Lemma 2.3 If $A,B\in {M}_{n}$ are normal matrices, then

${\parallel AB\parallel }^{2}={s}_{1}^{2}\left(|A|\cdot |B|\right)={\lambda }_{1}\left({|A|}^{2}\cdot {|B|}^{2}\right).$

Proof Since A and B are normal, it follows from Lemma 2.2 that $\parallel AB\parallel =\parallel |A|\cdot |B|\parallel$. So we get

${\parallel AB\parallel }^{2}={\parallel \left(|A|\cdot |B|\right)\parallel }^{2}={s}_{1}^{2}\left(|A|\cdot |B|\right)={\lambda }_{1}\left({\left(|A|\cdot |B|\right)}^{\ast }\cdot \left(|A|\cdot |B|\right)\right),$

as desired. □

Lemma 2.4 If $A,B\in {M}_{n}$ are normal matrices, then for integers $m\ge 2$

${s}_{1}^{m}\left(AB\right)={\parallel AB\parallel }^{m}\le {\lambda }_{1}\left({|A|}^{m}\cdot {|B|}^{m}\right).$

Proof By Lemma 2.3, we have ${\parallel AB\parallel }^{2}={\lambda }_{1}\left({|A|}^{2}\cdot {|B|}^{2}\right)$, and

${\parallel AB\parallel }^{m}={\left({\parallel AB\parallel }^{2}\right)}^{m/2}={\lambda }_{1}^{m/2}\left({|A|}^{2}{|B|}^{2}\right).$

Applying Lemma 2.1 to the right side above, we have the following:

${\lambda }_{1}^{m/2}\left({|A|}^{2}\cdot {|B|}^{2}\right)\le {\lambda }_{1}\left({|A|}^{m}\cdot {|B|}^{m}\right).$

Thus we get ${\parallel AB\parallel }^{m}\le {\lambda }_{1}\left({|A|}^{m}\cdot {|B|}^{m}\right)$ for integers $m\ge 2$, as desired. □

Here we note that $|{A}^{m}|={|A|}^{m}$ holds for any normal matrix.
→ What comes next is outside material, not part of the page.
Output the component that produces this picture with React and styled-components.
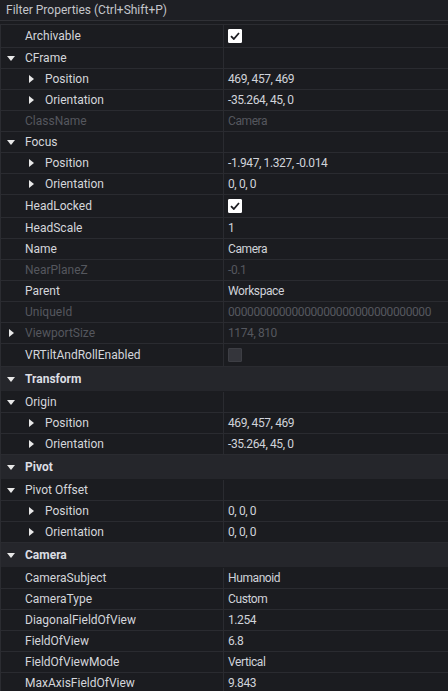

The following lemma needs the notion of the Grassmann power ${\mathrm{\Lambda }}^{k}A$ (or antisymmetric tensor product), which can be found in [, p.18].
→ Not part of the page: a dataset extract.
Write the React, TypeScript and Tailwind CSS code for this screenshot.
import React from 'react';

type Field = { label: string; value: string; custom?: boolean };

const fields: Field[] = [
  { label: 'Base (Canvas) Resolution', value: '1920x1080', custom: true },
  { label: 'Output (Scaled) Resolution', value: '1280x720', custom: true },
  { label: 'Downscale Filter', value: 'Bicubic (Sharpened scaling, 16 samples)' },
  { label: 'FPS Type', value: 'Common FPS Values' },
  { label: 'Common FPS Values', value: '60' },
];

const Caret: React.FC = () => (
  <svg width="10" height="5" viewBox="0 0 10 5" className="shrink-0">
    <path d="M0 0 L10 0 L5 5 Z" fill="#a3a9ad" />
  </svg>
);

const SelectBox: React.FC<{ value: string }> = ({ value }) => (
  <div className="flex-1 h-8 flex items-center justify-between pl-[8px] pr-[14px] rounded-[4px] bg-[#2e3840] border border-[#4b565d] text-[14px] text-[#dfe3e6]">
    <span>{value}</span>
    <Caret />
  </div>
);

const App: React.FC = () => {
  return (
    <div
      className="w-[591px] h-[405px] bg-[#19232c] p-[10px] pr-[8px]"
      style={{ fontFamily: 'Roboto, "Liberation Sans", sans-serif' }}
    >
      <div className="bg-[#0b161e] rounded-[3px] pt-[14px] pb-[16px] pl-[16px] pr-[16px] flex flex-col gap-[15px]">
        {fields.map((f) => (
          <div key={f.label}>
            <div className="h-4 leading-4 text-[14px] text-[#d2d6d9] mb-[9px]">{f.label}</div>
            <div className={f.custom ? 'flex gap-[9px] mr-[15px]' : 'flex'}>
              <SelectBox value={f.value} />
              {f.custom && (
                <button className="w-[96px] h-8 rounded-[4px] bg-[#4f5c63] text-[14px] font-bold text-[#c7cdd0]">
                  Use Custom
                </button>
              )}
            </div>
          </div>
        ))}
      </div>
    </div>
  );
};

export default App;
Lemma 2.5 If $A\in {M}_{n}$, $1\le k\le n$, then for any natural number m, the following holds:

$\prod _{j=1}^{k}{s}_{j}\left({A}^{m}\right)\le \prod _{j=1}^{k}{s}_{j}^{m}\left(A\right),\phantom{\rule{1em}{0ex}}\mathit{\text{and}}\phantom{\rule{1em}{0ex}}\prod _{j=1}^{n}{s}_{j}\left({A}^{m}\right)=\prod _{j=1}^{n}{s}_{j}^{m}\left(A\right).$

i.e.,

$s\left({A}^{m}\right){\prec }_{\mathrm{log}}{s}^{m}\left(A\right).$

Proof For $1\le k\le n$, consider the k th antisymmetric tensor product ${\mathrm{\Lambda }}^{k}A$ of $A\in {M}_{n}$. It is known [, p.18] that ${\mathrm{\Lambda }}^{k}\left({A}^{m}\right)={\left({\mathrm{\Lambda }}^{k}A\right)}^{m}$ and

${s}_{1}\left({\mathrm{\Lambda }}^{k}\left({A}^{m}\right)\right)={s}_{1}\left({\left({\mathrm{\Lambda }}^{k}A\right)}^{m}\right)=\parallel {\left({\mathrm{\Lambda }}^{k}A\right)}^{m}\parallel \le {\parallel {\mathrm{\Lambda }}^{k}A\parallel }^{m}={\left({s}_{1}\left({\mathrm{\Lambda }}^{k}A\right)\right)}^{m}.$

Thus

$\prod _{j=1}^{k}{s}_{j}\left({A}^{m}\right)\le \prod _{j=1}^{k}{s}_{j}^{m}\left(A\right),\phantom{\rule{1em}{0ex}}k=1,\dots ,n.$

In particular,

$\prod _{j=1}^{n}{s}_{j}\left({A}^{m}\right)=\prod _{j=1}^{n}{s}_{j}^{m}\left(A\right)={|det\left(A\right)|}^{m},$

which, equivalently, says that $s\left({A}^{m}\right){\prec }_{\mathrm{log}}{s}^{m}\left(A\right)$. This completes the proof. □

## 3 Main results

In this section, we shall present the main results of this paper.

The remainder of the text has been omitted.